BARONESS “Live at Maida Vale EP” (out July 22nd – website)

After a terrible bus crash last summer, BARONESS’ future was all of sudden put in jeopardy. Beyond all the physical injuries, it was also a psychological shock : realizing the thin line that separates life from death, Allen Blickle and Matt Magionni decided to quit the band and stop everything music-related. However, good fairies probably exist and they know how much this band has a vital role to play in the heavy metal world. Baroness defies the laws of time, they’re a band you can’t equal yet by whom you can’t help to be inspired. The music world needs Baroness, and John Baizley needs music to feel alive. This live EP was recorded at the BBC Studios only one month before the crash, and yet it feels very timeless : it oozes this resolution and passion the band has had to show to be able to be back on the saddle afterwards.

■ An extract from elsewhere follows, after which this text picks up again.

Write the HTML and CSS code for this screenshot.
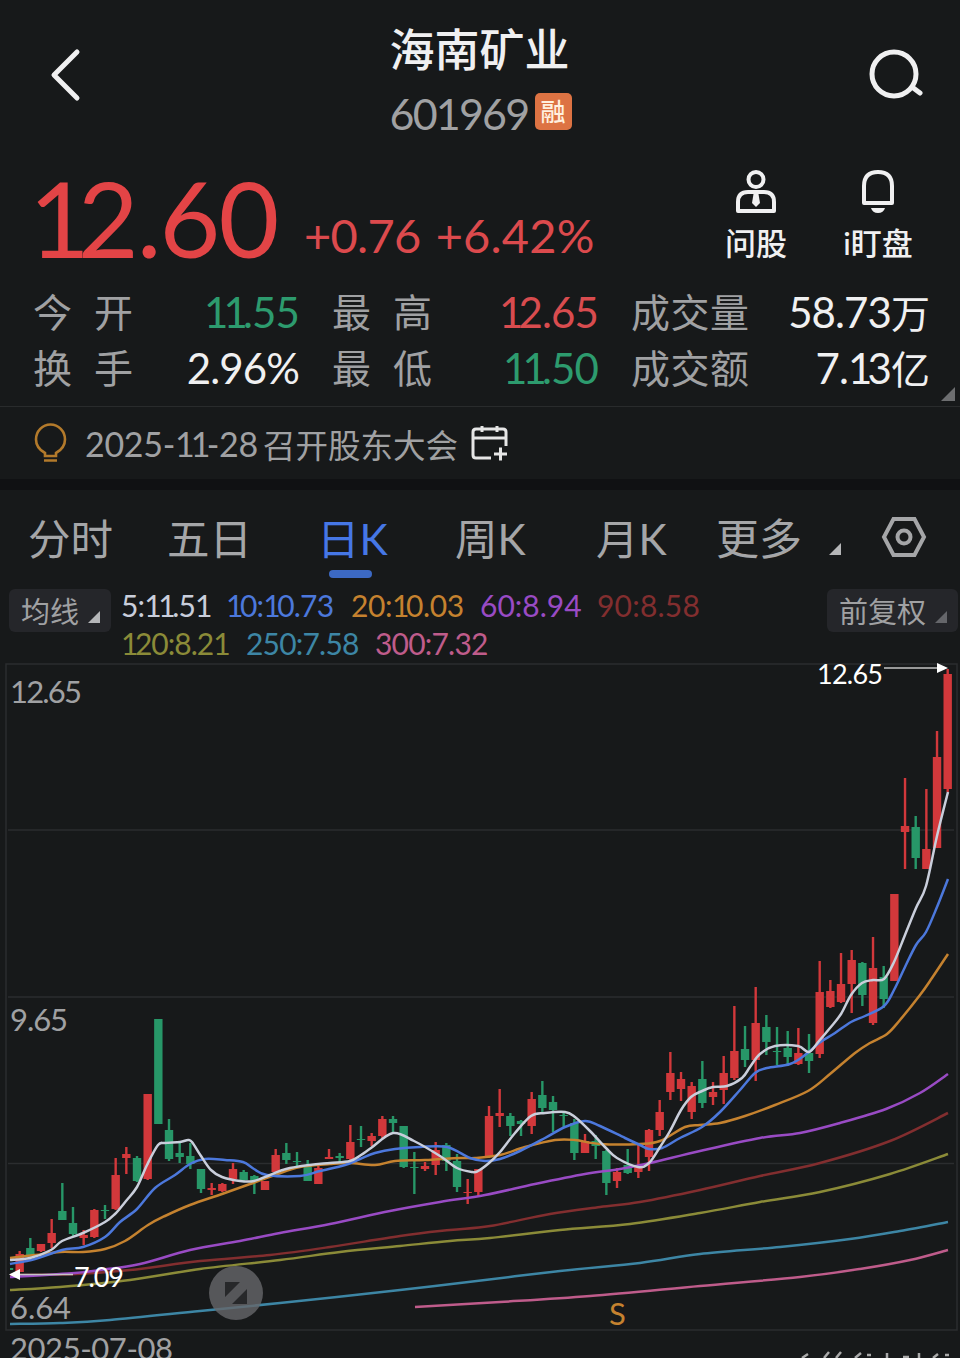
FILE: index.html
```html
<!DOCTYPE html>
<html lang="zh-CN">
<head>
    <meta charset="UTF-8">
    <meta name="viewport" content="width=device-width, initial-scale=1.0">
    <title>海南矿业 601969</title>
    <link rel="stylesheet" href="styles.css">
</head>
<body>

    <header class="header">
        <svg class="back" width="40" height="60" viewBox="0 0 40 60"><path d="M31 7 L8 30 L31 53"/></svg>
        <div class="stock">
            <h1>海南矿业</h1>
            <div class="code"><span class="code-num">601969</span><span class="badge">融</span></div>
        </div>
        <svg class="search" width="60" height="56" viewBox="0 0 60 56"><circle cx="27" cy="27" r="22"/><path d="M45 40 L53 46"/></svg>
    </header>

    <section class="quote">
        <div class="price"><span class="one">1</span>2.60</div>
        <div class="change"><span>+0.76</span><span class="pct">+6.42%</span></div>
        <div class="actions">
            <div class="action">
                <svg width="46" height="46" viewBox="0 0 46 46">
                    <circle cx="23" cy="11.5" r="7.5"/>
                    <path d="M5 43 V34 Q5 24 15 24 H31 Q41 24 41 34 V43 Z"/>
                    <path class="solid" d="M20.5 26 H25.5 L27 35 L23 39 L19 35 Z"/>
                </svg>
                <span>问股</span>
            </div>
            <div class="action">
                <svg width="46" height="46" viewBox="0 0 46 46">
                    <path d="M9 35 V18 Q9 4 23 4 Q37 4 37 18 V35 Z"/>
                    <path class="solid" d="M16 40 H30 Q28.5 45 23 45 Q17.5 45 16 40 Z"/>
                </svg>
                <span>i盯盘</span>
            </div>
        </div>
    </section>

    <section class="stats">
        <div class="label"><i>今</i><i>开</i></div>
        <div class="value down"><span class="one">11</span>.55</div>
        <div class="label"><i>最</i><i>高</i></div>
        <div class="value up"><span class="one">1</span>2.65</div>
        <div class="label"><i>成</i><i>交</i><i>量</i></div>
        <div class="value last">58.73<i>万</i></div>
        <div class="label"><i>换</i><i>手</i></div>
        <div class="value">2.96%</div>
        <div class="label"><i>最</i><i>低</i></div>
        <div class="value down"><span class="one">11</span>.50</div>
        <div class="label"><i>成</i><i>交</i><i>额</i></div>
        <div class="value last">7.<span class="one">1</span>3<i>亿</i></div>
        <span class="corner"></span>
    </section>

    <section class="notice">
        <svg class="bulb" width="34" height="42" viewBox="0 0 34 42"><path d="M11 34 V31 Q2 26 2 17.5 A14.5 15 0 0 1 31 17.5 Q31 26 22 31 V34 Z M10 38.5 H23"/></svg>
        <span class="date">2025-<span class="one">11</span>-28</span>
        <span class="event">召开股东大会</span>
        <svg class="calendar" width="38" height="38" viewBox="0 0 38 38"><path d="M20 34 H5 Q2 34 2 31 V8 Q2 5 5 5 H32 Q35 5 35 8 V22 M2 14 H35 M11 2 V8 M26 2 V8 M23 30 H36 M29.5 23.5 V36.5"/></svg>
    </section>

    <nav class="tabs">
        <span>分时</span>
        <span>五日</span>
        <span class="active">日K</span>
        <span>周K</span>
        <span>月K</span>
        <span class="more">更多</span>
        <svg class="settings" width="46" height="42" viewBox="0 0 46 42"><path d="M12.5 3 H33.5 L43 21 L33.5 39 H12.5 L3 21 Z"/><circle cx="23" cy="21" r="6.5"/></svg>
    </nav>

    <section class="legend">
        <div class="pill">均线</div>
        <div class="averages">
            <div class="line">
                <span class="ma5">5:<span class="one">11</span>.51</span>
                <span class="ma10"><span class="one">1</span>0:<span class="one">1</span>0.73</span>
                <span class="ma20">20:<span class="one">1</span>0.03</span>
                <span class="ma60">60:8.94</span>
                <span class="ma90">90:8.58</span>
            </div>
            <div class="line">
                <span class="ma120"><span class="one">1</span>20:8.21</span>
                <span class="ma250">250:7.58</span>
                <span class="ma300">300:7.32</span>
            </div>
        </div>
        <div class="pill adjust">前复权</div>
    </section>

    <svg class="chart" viewBox="0 662 960 696" width="960" height="696">
        <path class="frame" d="M6 1330 V664 H957 V1330 Z"/>
        <path class="grid" d="M8 830 H954 M8 997 H954 M8 1163.5 H954"/>
        <g id="candles"></g>
        <g id="lines"></g>

        <text class="axis" x="10" y="703" textLength="72">12.65</text>
        <text class="axis" x="10" y="1031" textLength="58">9.65</text>
        <text class="axis" x="10" y="1319" textLength="61">6.64</text>
        <text class="axis" x="10" y="1360" textLength="163">2025-07-08</text>

        <path class="arrow-line" d="M884 668 H938"/>
        <path class="arrow" d="M937 663 L948 668 L937 673 Z"/>
        <text class="mark" x="817" y="684" textLength="66">12.65</text>
        <path class="arrow-line" d="M19 1274.5 H73"/>
        <path class="arrow" d="M20 1269 L9 1274.5 L20 1280 Z"/>
        <text class="mark" x="74" y="1287" textLength="50">7.09</text>

        <circle class="expand" cx="236" cy="1293" r="27"/>
        <path class="expand-icon" d="M225 1282 H240 L225 1297 Z M247 1304 H232 L247 1289 Z"/>
        <text class="signal" x="609" y="1325">S</text>
        <path class="cut-mark" d="M802 1358 L808 1354 M824 1358 L829 1352 M836 1358 L841 1352 M855 1358 L861 1353 M867 1355 H871 M887 1353 V1358 M903 1357 H909 M919 1353 V1358 M933 1358 L938 1354 M945 1355 H949"/>
    </svg>

    <script>
        const NS = 'http://www.w3.org/2000/svg';
        const FIRST_X = 9;
        const STEP = 10.667;

        // one row per day: direction, wick top, body top, body bottom, wick bottom
        const candles = [
            ['g', 1267, 1268, 1270, 1271], ['r', 1251, 1254, 1272, 1272], ['g', 1238, 1248, 1256, 1257], ['r', 1244, 1244, 1251, 1252],
            ['r', 1219, 1233, 1243, 1248], ['g', 1183, 1211, 1220, 1220], ['g', 1207, 1223, 1234, 1236], ['r', 1230, 1235, 1238, 1245],
            ['r', 1209, 1210, 1237, 1238], ['g', 1205, 1210, 1211, 1219], ['r', 1158, 1175, 1209, 1210], ['r', 1147, 1154, 1158, 1174],
            ['g', 1156, 1158, 1181, 1182], ['r', 1094, 1094, 1179, 1180], ['g', 1019, 1019, 1124, 1124], ['g', 1119, 1130, 1159, 1161],
            ['g', 1143, 1153, 1157, 1163], ['g', 1143, 1156, 1164, 1169], ['g', 1169, 1169, 1189, 1193], ['r', 1183, 1188, 1190, 1195],
            ['r', 1183, 1184, 1191, 1192], ['r', 1163, 1169, 1179, 1184], ['g', 1170, 1172, 1180, 1182], ['g', 1175, 1176, 1182, 1194],
            ['r', 1181, 1181, 1190, 1190], ['r', 1149, 1155, 1172, 1173], ['g', 1143, 1153, 1160, 1164], ['g', 1152, 1161, 1162, 1166],
            ['g', 1160, 1165, 1181, 1181], ['r', 1165, 1168, 1184, 1184], ['r', 1149, 1157, 1159, 1159], ['g', 1153, 1156, 1158, 1163],
            ['r', 1125, 1142, 1159, 1160], ['g', 1126, 1139, 1140, 1147], ['r', 1133, 1136, 1141, 1146], ['r', 1116, 1119, 1136, 1138],
            ['g', 1116, 1119, 1123, 1133], ['g', 1126, 1126, 1167, 1168], ['g', 1152, 1167, 1168, 1194], ['r', 1162, 1166, 1169, 1171],
            ['r', 1142, 1150, 1165, 1175], ['g', 1143, 1145, 1161, 1171], ['g', 1154, 1161, 1187, 1192], ['r', 1179, 1192, 1193, 1204],
            ['r', 1169, 1169, 1192, 1196], ['r', 1106, 1116, 1156, 1158], ['r', 1089, 1113, 1116, 1127], ['g', 1113, 1116, 1126, 1136],
            ['g', 1120, 1121, 1124, 1136], ['r', 1092, 1099, 1126, 1134], ['g', 1081, 1095, 1108, 1113], ['g', 1096, 1102, 1110, 1132],
            ['g', 1112, 1115, 1116, 1127], ['g', 1119, 1123, 1153, 1160], ['r', 1134, 1141, 1153, 1153], ['g', 1135, 1141, 1146, 1159],
            ['g', 1150, 1151, 1183, 1195], ['r', 1168, 1172, 1181, 1188], ['g', 1149, 1165, 1173, 1174], ['r', 1145, 1166, 1172, 1178],
            ['r', 1129, 1130, 1157, 1171], ['r', 1100, 1112, 1130, 1136], ['r', 1052, 1073, 1092, 1100], ['r', 1072, 1079, 1089, 1101],
            ['r', 1082, 1086, 1112, 1119], ['g', 1061, 1079, 1103, 1108], ['r', 1082, 1092, 1097, 1105], ['r', 1056, 1073, 1090, 1104],
            ['r', 1006, 1051, 1078, 1080], ['g', 1026, 1049, 1060, 1067], ['r', 987, 1023, 1060, 1081], ['g', 1015, 1027, 1042, 1055],
            ['g', 1027, 1051, 1052, 1065], ['g', 1031, 1048, 1057, 1066], ['r', 1028, 1053, 1064, 1065], ['g', 1034, 1053, 1061, 1073],
            ['r', 961, 992, 1054, 1058], ['r', 980, 991, 1007, 1008], ['r', 953, 984, 1002, 1003], ['r', 950, 960, 984, 1013],
            ['g', 962, 963, 995, 1006], ['r', 937, 968, 1023, 1025], ['g', 966, 977, 999, 1008], ['r', 894, 894, 981, 981],
            ['r', 778, 826, 832, 869], ['g', 816, 827, 858, 869], ['r', 789, 849, 869, 869], ['r', 731, 757, 848, 848],
            ['r', 669, 674, 789, 792]
        ];

        const averages = {
            ma300: [[415,1307],[500,1302],[590,1296],[700,1286],[800,1277],[860,1269],[910,1260],[948,1250]],
            ma250: [[10,1324],[60,1323],[110,1320],[200,1311],[280,1303],[400,1290],[460,1283],[560,1271],[640,1263],[700,1254],[780,1247],[850,1239],[900,1231],[948,1222]],
            ma120: [[10,1290],[60,1287],[130,1280],[200,1269],[280,1260],[340,1252],[400,1246],[450,1241],[490,1238],[560,1230],[630,1224],[700,1213],[760,1202],[820,1192],[890,1174],[948,1154]],
            ma90: [[10,1275],[75,1274],[130,1270],[200,1261],[270,1255],[330,1247],[400,1236],[450,1230],[490,1226],[550,1214],[600,1207],[640,1202],[700,1190],[760,1176],[820,1163],[890,1141],[948,1113]],
            ma60: [[10,1277],[75,1273],[100,1270],[140,1264],[190,1250],[240,1241],[280,1233],[330,1224],[390,1211],[440,1202],[485,1195],[535,1184],[585,1174],[620,1169],[650,1163],[700,1151],[760,1138],[800,1133],[840,1123],[886,1109],[920,1093],[948,1074]],
            ma20: [[10,1258],[35,1255],[60,1252],[83,1252],[105,1249],[125,1241],[148,1225],[165,1216],[190,1205],[222,1194],[250,1184],[275,1175],[300,1167],[330,1164],[350,1163],[375,1165],[395,1161],[425,1160],[460,1158],[475,1158],[500,1155],[525,1147],[555,1140],[575,1140],[600,1144],[640,1144],[660,1141],[685,1127],[700,1125],[720,1123],[745,1116],[775,1105],[808,1091],[830,1074],[855,1053],[870,1043],[887,1034],[900,1020],[920,995],[932,978],[948,954]],
            ma10: [[10,1264],[35,1259],[62,1250],[83,1247],[105,1237],[120,1222],[137,1209],[155,1188],[175,1175],[190,1164],[205,1159],[225,1160],[243,1162],[254,1169],[267,1175],[300,1176],[320,1171],[345,1165],[360,1159],[375,1153],[395,1149],[420,1147],[447,1147],[470,1158],[485,1161],[500,1159],[520,1151],[545,1138],[565,1127],[585,1121],[600,1126],[625,1138],[640,1145],[649,1149],[662,1148],[680,1138],[702,1127],[720,1112],[740,1090],[755,1073],[767,1068],[790,1064],[805,1055],[819,1043],[835,1033],[851,1022],[865,1016],[884,1006],[894,990],[905,967],[916,945],[926,932],[937,907],[948,879]],
            ma5: [[10,1260],[30,1258],[51,1250],[62,1241],[83,1233],[105,1222],[115,1214],[126,1201],[137,1187],[147,1165],[158,1145],[165,1143],[180,1142],[188,1140],[192,1142],[201,1156],[211,1170],[222,1177],[240,1181],[254,1181],[270,1175],[286,1169],[310,1165],[330,1163],[350,1161],[361,1155],[371,1148],[393,1133],[414,1141],[440,1156],[457,1168],[472,1172],[478,1171],[489,1163],[500,1152],[515,1133],[531,1116],[545,1113],[565,1112],[575,1117],[590,1131],[606,1148],[617,1158],[638,1167],[649,1163],[660,1147],[670,1131],[681,1110],[691,1097],[702,1091],[713,1087],[727,1086],[742,1078],[750,1067],[760,1054],[775,1046],[798,1046],[809,1052],[819,1041],[830,1028],[841,1014],[851,995],[862,983],[873,980],[884,979],[894,962],[905,935],[916,908],[926,886],[937,836],[948,792]]
        };

        function addPath(parent, d, className) {
            const path = document.createElementNS(NS, 'path');
            path.setAttribute('d', d);
            path.setAttribute('class', className);
            parent.appendChild(path);
        }

        function smooth(points) {
            let d = `M${points[0]}`;
            for (let i = 0; i < points.length - 1; i++) {
                const p0 = points[i - 1] || points[i];
                const p1 = points[i];
                const p2 = points[i + 1];
                const p3 = points[i + 2] || p2;
                d += ` C${p1[0] + (p2[0] - p0[0]) / 6} ${p1[1] + (p2[1] - p0[1]) / 6}`;
                d += ` ${p2[0] - (p3[0] - p1[0]) / 6} ${p2[1] - (p3[1] - p1[1]) / 6} ${p2[0]} ${p2[1]}`;
            }
            return d;
        }

        const candleGroup = document.getElementById('candles');
        candles.forEach(([dir, high, top, bottom, low], i) => {
            const x = FIRST_X + i * STEP;
            // the first day is half outside the plot area
            const left = Math.max(x - 4.2, 10);
            const right = x + 4.2;
            if (i > 0) {
                addPath(candleGroup, `M${x - 1.2} ${high} H${x + 1.2} V${low} H${x - 1.2} Z`, dir);
            }
            addPath(candleGroup, `M${left} ${top} H${right} V${bottom} H${left} Z`, dir);
        });

        const lineGroup = document.getElementById('lines');
        Object.keys(averages).forEach(name => addPath(lineGroup, smooth(averages[name]), name));
    </script>

</body>
</html>
```
FILE: styles.css
```css
* {
    box-sizing: border-box;
}

body {
    margin: 0;
    width: 960px;
    height: 1358px;
    overflow: hidden;
    background: #17191a;
    color: #f0f0f1;
    font-family: Lato, "Noto Sans CJK SC", sans-serif;
}

svg {
    display: block;
    flex: none;
    fill: none;
}

i {
    font-style: normal;
}

/* pull the neighbours closer to the narrow digit */
.one {
    letter-spacing: -0.115em;
}

/* Header */
.header {
    display: flex;
    justify-content: space-between;
    height: 154px;
    padding: 20px 33px 0 46px;
}

.back {
    margin-top: 25px;
    stroke: #f0f0f1;
    stroke-width: 5;
    stroke-linecap: round;
    stroke-linejoin: round;
}

.search {
    margin-top: 27px;
    stroke: #f0f0f1;
    stroke-width: 5;
    stroke-linecap: round;
}

.stock {
    width: 184px;
    margin-left: 10px;
}

h1 {
    margin: 0;
    font-size: 45px;
    font-weight: 500;
    line-height: 61px;
    white-space: nowrap;
}

.code {
    display: flex;
    align-items: center;
    height: 64px;
    color: #a0a1a3;
}

.code-num {
    width: 145px;
    font-size: 43px;
    letter-spacing: -1.8px;
}

.badge {
    flex: none;
    width: 37px;
    height: 37px;
    margin-top: -3px;
    border-radius: 5px;
    background: #dd7343;
    color: #fff0df;
    font-size: 25px;
    font-weight: 500;
    line-height: 36px;
    text-align: center;
}

/* Price */
.quote {
    display: flex;
    height: 130px;
    padding-left: 29px;
    color: #e34446;
}

.price {
    width: 275px;
    font-size: 105px;
    line-height: 126px;
    letter-spacing: -2px;
}

.change {
    width: 412px;
    padding-top: 53px;
    font-size: 47px;
    line-height: 56px;
    letter-spacing: -0.7px;
    color: #dc4a4d;
}

.pct {
    margin-left: 15px;
    letter-spacing: 0.2px;
}

.actions {
    display: flex;
    gap: 42px;
    padding-top: 14px;
    color: #f0f0f1;
}

.action {
    display: flex;
    flex-direction: column;
    align-items: center;
    width: 80px;
    font-size: 31px;
    font-weight: 500;
    line-height: 58px;
    white-space: nowrap;
}

.action svg {
    stroke: #f0f0f1;
    stroke-width: 4;
    stroke-linejoin: round;
}

.action .solid {
    fill: #f0f0f1;
    stroke: none;
}

/* Stats */
.stats {
    position: relative;
    display: grid;
    grid-template-columns: 100px 199px 100px 199px 118px 181px;
    grid-template-rows: 56px 56px;
    height: 123px;
    padding-left: 33px;
    border-bottom: 1px solid #292b2c;
    font-size: 39px;
    line-height: 57px;
}

.label {
    display: flex;
    justify-content: space-between;
    color: #a0a1a3;
}

.value {
    padding-right: 33px;
    text-align: right;
    font-size: 42px;
    letter-spacing: -0.9px;
    white-space: nowrap;
}

.value i {
    font-size: 39px;
    letter-spacing: 0;
}

.last {
    padding-right: 0;
}

.up {
    color: #d94c4f;
}

.down {
    color: #2d9b6e;
}

.corner {
    position: absolute;
    right: 5px;
    bottom: 5px;
    border-left: 14px solid transparent;
    border-bottom: 14px solid #6d6e70;
}

/* Notice */
.notice {
    display: flex;
    align-items: center;
    height: 83px;
    padding-left: 34px;
    border-bottom: 11px solid #101113;
    color: #a0a1a3;
    font-size: 34px;
    white-space: nowrap;
}

.bulb {
    stroke: #b37a2b;
    stroke-width: 2.6;
}

.date {
    width: 178px;
    margin-left: 17px;
    letter-spacing: -0.3px;
}

.event {
    width: 208px;
    font-size: 32.5px;
}

.calendar {
    stroke: #e6e6e6;
    stroke-width: 3;
}

/* Period tabs */
.tabs {
    display: grid;
    grid-template-columns: 139px 150px 138px 141px 120px 165px 46px;
    align-items: center;
    height: 97px;
    padding-left: 28px;
    color: #a5a6a8;
    font-size: 42.5px;
    line-height: 97px;
}

.active {
    color: #4677e6;
}

.active::after {
    content: "";
    display: block;
    width: 43px;
    height: 8px;
    margin: -17px 0 9px 12px;
    border-radius: 4px;
    background: #3c69c4;
}

.more {
    font-size: 43px;
}

.more::after {
    content: "";
    display: inline-block;
    margin-left: 27px;
    border-left: 12px solid transparent;
    border-bottom: 12px solid #b5b6b8;
}

.settings {
    margin-top: -3px;
    stroke: #a5a6a8;
    stroke-width: 4;
}

/* Moving averages */
.legend {
    display: flex;
    height: 75px;
    font-size: 30px;
}

.pill {
    flex: none;
    width: 102px;
    height: 43px;
    margin: 2px 0 0 9px;
    padding-left: 12px;
    border-radius: 6px;
    background: #25262a;
    color: #a0a1a3;
    font-size: 29px;
    line-height: 45px;
    white-space: nowrap;
}

.pill::after {
    content: "";
    display: inline-block;
    margin-left: 9px;
    border-left: 12px solid transparent;
    border-bottom: 12px solid #b5b6b8;
}

.adjust {
    width: 131px;
    margin-left: 0;
}

.adjust::after {
    border-bottom-color: #65666a;
}

.averages {
    flex: none;
    width: 716px;
    padding-left: 10px;
}

.line {
    display: flex;
    height: 38px;
    line-height: 36px;
    letter-spacing: -0.8px;
}

.line .ma5 { width: 105px; }
.line .ma10 { width: 125px; }
.line .ma20 { width: 129px; letter-spacing: -0.4px; }
.line .ma60 { width: 117px; letter-spacing: 0; }
.line .ma90 { letter-spacing: 0.2px; }
.line .ma120 { width: 125px; letter-spacing: -1px; }
.line .ma250 { width: 129px; }

.ma5 { color: #c9cedb; stroke: #c9cedb; }
.ma10 { color: #4c78dc; stroke: #4c78dc; }
.ma20 { color: #c5822f; stroke: #c5822f; }
.ma60 { color: #994bc4; stroke: #994bc4; }
.ma90 { color: #822e2f; stroke: #822e2f; }
.ma120 { color: #8b8b38; stroke: #8b8b38; }
.ma250 { color: #3d86a5; stroke: #3d86a5; }
.ma300 { color: #bf5c8b; stroke: #bf5c8b; }

/* Chart */
.frame, .grid {
    stroke: #2b2d2f;
    stroke-width: 1.5;
}

.r { fill: #d2383b; }
.g { fill: #279768; }

#lines path {
    stroke-width: 2.5;
    stroke-linejoin: round;
}

.axis {
    fill: #a0a1a3;
    font-size: 31px;
}

.mark {
    fill: #fff;
    font-size: 27px;
}

.arrow {
    fill: #fff;
}

.arrow-line {
    stroke: #c5c5c5;
    stroke-width: 1.5;
}

.expand {
    fill: #66676a;
    fill-opacity: 0.8;
}

.expand-icon {
    fill: #27282a;
}

.signal {
    fill: #c5822f;
    font-size: 31px;
}

.cut-mark {
    stroke: #aaa;
    stroke-width: 2.5;
}
```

Releasing this EP one year after the incident, it’s like telling the past to go the hell and getting back on the rock’n’roll highway straight away. Lucifer, you won’t get them. Not today. “Live at Maida Vale” features four finely selected tracks off the last record “Yellow & Green”, which are perfectly and beautifully performed for the record. Baroness is synonymous of excellency, which is another reason not to miss their coming European tour with Royal Thunder.